------ Information supplied
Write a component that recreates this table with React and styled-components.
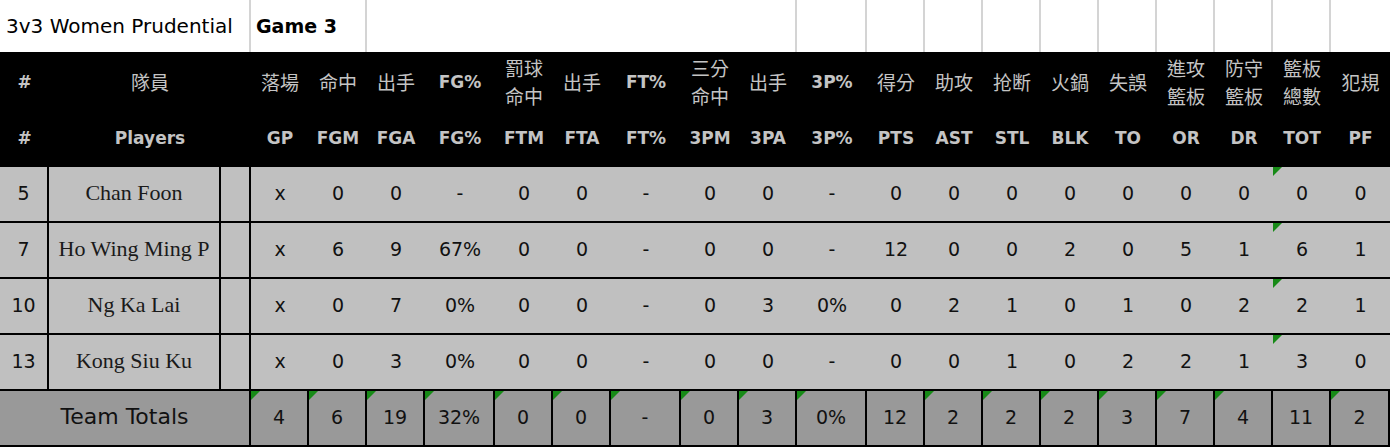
import React from "react";
import styled, { createGlobalStyle, css } from "styled-components";

const GlobalStyle = createGlobalStyle`
  html, body {
    margin: 0;
    padding: 0;
    background: #ffffff;
  }
  body {
    font-family: "DejaVu Sans", Verdana, sans-serif;
  }
`;

// # | players | blank | GP FGM FGA FG% | FTM FTA FT% | 3PM 3PA 3P% | PTS AST STL BLK TO OR DR TOT PF
const COLS =
  "49px 172px 30px 58px 58px 58px 70px 58px 58px 70px 58px 58px 70px 58px 58px 58px 58px 58px 58px 58px 58px 1fr";

const Sheet = styled.div`
  width: 1390px;
  overflow: hidden;
`;

const TitleRow = styled.div`
  display: grid;
  grid-template-columns: ${COLS};
  height: 52px;
`;

const TitleCell = styled.div`
  grid-column: ${(p) => p.$span || "auto"};
  display: flex;
  align-items: center;
  padding-left: ${(p) => p.$pad || 0}px;
  border-right: ${(p) => (p.$noLine ? "none" : "2px solid #d4d4d4")};
  box-sizing: border-box;
  font-size: ${(p) => (p.$bold ? "19px" : "20px")};
  font-weight: ${(p) => (p.$bold ? 700 : 400)};
  color: #000;
  white-space: nowrap;
`;

const Header = styled.div`
  display: grid;
  grid-template-columns: ${COLS};
  background: #000;
  padding-bottom: 4px;
`;

const HeadCell = styled.div`
  grid-column: ${(p) => p.$span || "auto"};
  display: grid;
  grid-template-rows: 60px 51px;
  color: #c4c4c4;
  text-align: center;
`;

const HeadTop = styled.div`
  display: flex;
  flex-direction: column;
  align-items: center;
  justify-content: center;
  font-family: ${(p) =>
    p.$latin
      ? '"DejaVu Sans", Verdana, sans-serif'
      : '"Noto Sans CJK TC", "Noto Sans CJK SC", sans-serif'};
  font-weight: ${(p) => (p.$latin ? 700 : 400)};
  font-size: ${(p) => (p.$latin ? "17px" : "19px")};
  line-height: 28px;
  white-space: nowrap;
`;

const HeadBottom = styled.div`
  display: flex;
  align-items: center;
  justify-content: center;
  font-weight: 700;
  font-size: 17px;
  white-space: nowrap;
`;

const Row = styled.div`
  display: grid;
  grid-template-columns: ${COLS};
  height: 56px;
  box-sizing: border-box;
  background: ${(p) => (p.$total ? "#999999" : "#c0c0c0")};
  border-bottom: 2px solid #000;
`;

const flag = css`
  &::before {
    content: "";
    position: absolute;
    top: 0;
    left: 0;
    border-top: 9px solid #178a17;
    border-right: 9px solid transparent;
  }
`;

const Cell = styled.div`
  position: relative;
  grid-column: ${(p) => p.$span || "auto"};
  display: flex;
  align-items: center;
  justify-content: center;
  padding-bottom: 3px;
  box-sizing: border-box;
  border-right: ${(p) => (p.$line ? "2px solid #000" : "none")};
  font-size: 19px;
  color: #111;
  white-space: nowrap;
  ${(p) => p.$flag && flag}
`;

const Name = styled(Cell)`
  font-family: "Liberation Serif", "Times New Roman", serif;
  font-size: 22px;
  color: #1a1a1a;
`;

const TotalLabel = styled(Cell)`
  font-size: 22px;
`;

const stats = [
  { zh: ["落場"], en: "GP" },
  { zh: ["命中"], en: "FGM" },
  { zh: ["出手"], en: "FGA" },
  { zh: ["FG%"], en: "FG%", latin: true },
  { zh: ["罰球", "命中"], en: "FTM" },
  { zh: ["出手"], en: "FTA" },
  { zh: ["FT%"], en: "FT%", latin: true },
  { zh: ["三分", "命中"], en: "3PM" },
  { zh: ["出手"], en: "3PA" },
  { zh: ["3P%"], en: "3P%", latin: true },
  { zh: ["得分"], en: "PTS" },
  { zh: ["助攻"], en: "AST" },
  { zh: ["抢断"], en: "STL" },
  { zh: ["火鍋"], en: "BLK" },
  { zh: ["失誤"], en: "TO" },
  { zh: ["進攻", "籃板"], en: "OR" },
  { zh: ["防守", "籃板"], en: "DR" },
  { zh: ["籃板", "總數"], en: "TOT" },
  { zh: ["犯規"], en: "PF" },
];

const players = [
  { no: "5", name: "Chan Foon", vals: ["x", 0, 0, "-", 0, 0, "-", 0, 0, "-", 0, 0, 0, 0, 0, 0, 0, 0, 0] },
  { no: "7", name: "Ho Wing Ming P", vals: ["x", 6, 9, "67%", 0, 0, "-", 0, 0, "-", 12, 0, 0, 2, 0, 5, 1, 6, 1] },
  { no: "10", name: "Ng Ka Lai", vals: ["x", 0, 7, "0%", 0, 0, "-", 0, 3, "0%", 0, 2, 1, 0, 1, 0, 2, 2, 1] },
  { no: "13", name: "Kong Siu Ku", vals: ["x", 0, 3, "0%", 0, 0, "-", 0, 0, "-", 0, 0, 1, 0, 2, 2, 1, 3, 0] },
];

const totals = [4, 6, 19, "32%", 0, 0, "-", 0, 3, "0%", 12, 2, 2, 2, 3, 7, 4, 11, 2];
const TOT_COL = 17;
const PTS_COL = 10;

export default function App() {
  return (
    <>
      <GlobalStyle />
      <Sheet>
        <TitleRow>
          <TitleCell $span="1 / 4" $pad={6}>3v3 Women Prudential</TitleCell>
          <TitleCell $span="4 / 6" $pad={5} $bold>Game 3</TitleCell>
          <TitleCell $span="6 / 13" />
          {Array.from({ length: 9 }).map((_, i) => (
            <TitleCell key={i} />
          ))}
          <TitleCell $noLine />
        </TitleRow>

        <Header>
          <HeadCell>
            <HeadTop $latin>#</HeadTop>
            <HeadBottom>#</HeadBottom>
          </HeadCell>
          <HeadCell $span="2 / 4">
            <HeadTop>隊員</HeadTop>
            <HeadBottom>Players</HeadBottom>
          </HeadCell>
          {stats.map((s) => (
            <HeadCell key={s.en}>
              <HeadTop $latin={s.latin}>
                {s.zh.map((line) => (
                  <span key={line}>{line}</span>
                ))}
              </HeadTop>
              <HeadBottom>{s.en}</HeadBottom>
            </HeadCell>
          ))}
        </Header>

        {players.map((p) => (
          <Row key={p.no}>
            <Cell $line>{p.no}</Cell>
            <Name $line>{p.name}</Name>
            <Cell $line />
            {p.vals.map((v, i) => (
              <Cell key={i} $flag={i === TOT_COL}>
                {v}
              </Cell>
            ))}
          </Row>
        ))}

        <Row $total>
          <TotalLabel $span="1 / 4" $line>Team Totals</TotalLabel>
          {totals.map((v, i) => (
            <Cell key={i} $line $flag={i !== TOT_COL && i !== PTS_COL}>
              {v}
            </Cell>
          ))}
        </Row>
      </Sheet>
    </>
  );
}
------------
#### Task
Set down the material exactly, every line of it, except for the pictures.

#### Result for this exercise
Write a component that recreates this table with React and styled-components.
import React from "react";
import styled, { createGlobalStyle, css } from "styled-components";

const GlobalStyle = createGlobalStyle`
  html, body {
    margin: 0;
    padding: 0;
    background: #ffffff;
  }
  body {
    font-family: "DejaVu Sans", Verdana, sans-serif;
  }
`;

// # | players | blank | GP FGM FGA FG% | FTM FTA FT% | 3PM 3PA 3P% | PTS AST STL BLK TO OR DR TOT PF
const COLS =
  "49px 172px 30px 58px 58px 58px 70px 58px 58px 70px 58px 58px 70px 58px 58px 58px 58px 58px 58px 58px 58px 1fr";

const Sheet = styled.div`
  width: 1390px;
  overflow: hidden;
`;

const TitleRow = styled.div`
  display: grid;
  grid-template-columns: ${COLS};
  height: 52px;
`;

const TitleCell = styled.div`
  grid-column: ${(p) => p.$span || "auto"};
  display: flex;
  align-items: center;
  padding-left: ${(p) => p.$pad || 0}px;
  border-right: ${(p) => (p.$noLine ? "none" : "2px solid #d4d4d4")};
  box-sizing: border-box;
  font-size: ${(p) => (p.$bold ? "19px" : "20px")};
  font-weight: ${(p) => (p.$bold ? 700 : 400)};
  color: #000;
  white-space: nowrap;
`;

const Header = styled.div`
  display: grid;
  grid-template-columns: ${COLS};
  background: #000;
  padding-bottom: 4px;
`;

const HeadCell = styled.div`
  grid-column: ${(p) => p.$span || "auto"};
  display: grid;
  grid-template-rows: 60px 51px;
  color: #c4c4c4;
  text-align: center;
`;

const HeadTop = styled.div`
  display: flex;
  flex-direction: column;
  align-items: center;
  justify-content: center;
  font-family: ${(p) =>
    p.$latin
      ? '"DejaVu Sans", Verdana, sans-serif'
      : '"Noto Sans CJK TC", "Noto Sans CJK SC", sans-serif'};
  font-weight: ${(p) => (p.$latin ? 700 : 400)};
  font-size: ${(p) => (p.$latin ? "17px" : "19px")};
  line-height: 28px;
  white-space: nowrap;
`;

const HeadBottom = styled.div`
  display: flex;
  align-items: center;
  justify-content: center;
  font-weight: 700;
  font-size: 17px;
  white-space: nowrap;
`;

const Row = styled.div`
  display: grid;
  grid-template-columns: ${COLS};
  height: 56px;
  box-sizing: border-box;
  background: ${(p) => (p.$total ? "#999999" : "#c0c0c0")};
  border-bottom: 2px solid #000;
`;

const flag = css`
  &::before {
    content: "";
    position: absolute;
    top: 0;
    left: 0;
    border-top: 9px solid #178a17;
    border-right: 9px solid transparent;
  }
`;

const Cell = styled.div`
  position: relative;
  grid-column: ${(p) => p.$span || "auto"};
  display: flex;
  align-items: center;
  justify-content: center;
  padding-bottom: 3px;
  box-sizing: border-box;
  border-right: ${(p) => (p.$line ? "2px solid #000" : "none")};
  font-size: 19px;
  color: #111;
  white-space: nowrap;
  ${(p) => p.$flag && flag}
`;

const Name = styled(Cell)`
  font-family: "Liberation Serif", "Times New Roman", serif;
  font-size: 22px;
  color: #1a1a1a;
`;

const TotalLabel = styled(Cell)`
  font-size: 22px;
`;

const stats = [
  { zh: ["落場"], en: "GP" },
  { zh: ["命中"], en: "FGM" },
  { zh: ["出手"], en: "FGA" },
  { zh: ["FG%"], en: "FG%", latin: true },
  { zh: ["罰球", "命中"], en: "FTM" },
  { zh: ["出手"], en: "FTA" },
  { zh: ["FT%"], en: "FT%", latin: true },
  { zh: ["三分", "命中"], en: "3PM" },
  { zh: ["出手"], en: "3PA" },
  { zh: ["3P%"], en: "3P%", latin: true },
  { zh: ["得分"], en: "PTS" },
  { zh: ["助攻"], en: "AST" },
  { zh: ["抢断"], en: "STL" },
  { zh: ["火鍋"], en: "BLK" },
  { zh: ["失誤"], en: "TO" },
  { zh: ["進攻", "籃板"], en: "OR" },
  { zh: ["防守", "籃板"], en: "DR" },
  { zh: ["籃板", "總數"], en: "TOT" },
  { zh: ["犯規"], en: "PF" },
];

const players = [
  { no: "5", name: "Chan Foon", vals: ["x", 0, 0, "-", 0, 0, "-", 0, 0, "-", 0, 0, 0, 0, 0, 0, 0, 0, 0] },
  { no: "7", name: "Ho Wing Ming P", vals: ["x", 6, 9, "67%", 0, 0, "-", 0, 0, "-", 12, 0, 0, 2, 0, 5, 1, 6, 1] },
  { no: "10", name: "Ng Ka Lai", vals: ["x", 0, 7, "0%", 0, 0, "-", 0, 3, "0%", 0, 2, 1, 0, 1, 0, 2, 2, 1] },
  { no: "13", name: "Kong Siu Ku", vals: ["x", 0, 3, "0%", 0, 0, "-", 0, 0, "-", 0, 0, 1, 0, 2, 2, 1, 3, 0] },
];

const totals = [4, 6, 19, "32%", 0, 0, "-", 0, 3, "0%", 12, 2, 2, 2, 3, 7, 4, 11, 2];
const TOT_COL = 17;
const PTS_COL = 10;

export default function App() {
  return (
    <>
      <GlobalStyle />
      <Sheet>
        <TitleRow>
          <TitleCell $span="1 / 4" $pad={6}>3v3 Women Prudential</TitleCell>
          <TitleCell $span="4 / 6" $pad={5} $bold>Game 3</TitleCell>
          <TitleCell $span="6 / 13" />
          {Array.from({ length: 9 }).map((_, i) => (
            <TitleCell key={i} />
          ))}
          <TitleCell $noLine />
        </TitleRow>

        <Header>
          <HeadCell>
            <HeadTop $latin>#</HeadTop>
            <HeadBottom>#</HeadBottom>
          </HeadCell>
          <HeadCell $span="2 / 4">
            <HeadTop>隊員</HeadTop>
            <HeadBottom>Players</HeadBottom>
          </HeadCell>
          {stats.map((s) => (
            <HeadCell key={s.en}>
              <HeadTop $latin={s.latin}>
                {s.zh.map((line) => (
                  <span key={line}>{line}</span>
                ))}
              </HeadTop>
              <HeadBottom>{s.en}</HeadBottom>
            </HeadCell>
          ))}
        </Header>

        {players.map((p) => (
          <Row key={p.no}>
            <Cell $line>{p.no}</Cell>
            <Name $line>{p.name}</Name>
            <Cell $line />
            {p.vals.map((v, i) => (
              <Cell key={i} $flag={i === TOT_COL}>
                {v}
              </Cell>
            ))}
          </Row>
        ))}

        <Row $total>
          <TotalLabel $span="1 / 4" $line>Team Totals</TotalLabel>
          {totals.map((v, i) => (
            <Cell key={i} $line $flag={i !== TOT_COL && i !== PTS_COL}>
              {v}
            </Cell>
          ))}
        </Row>
      </Sheet>
    </>
  );
}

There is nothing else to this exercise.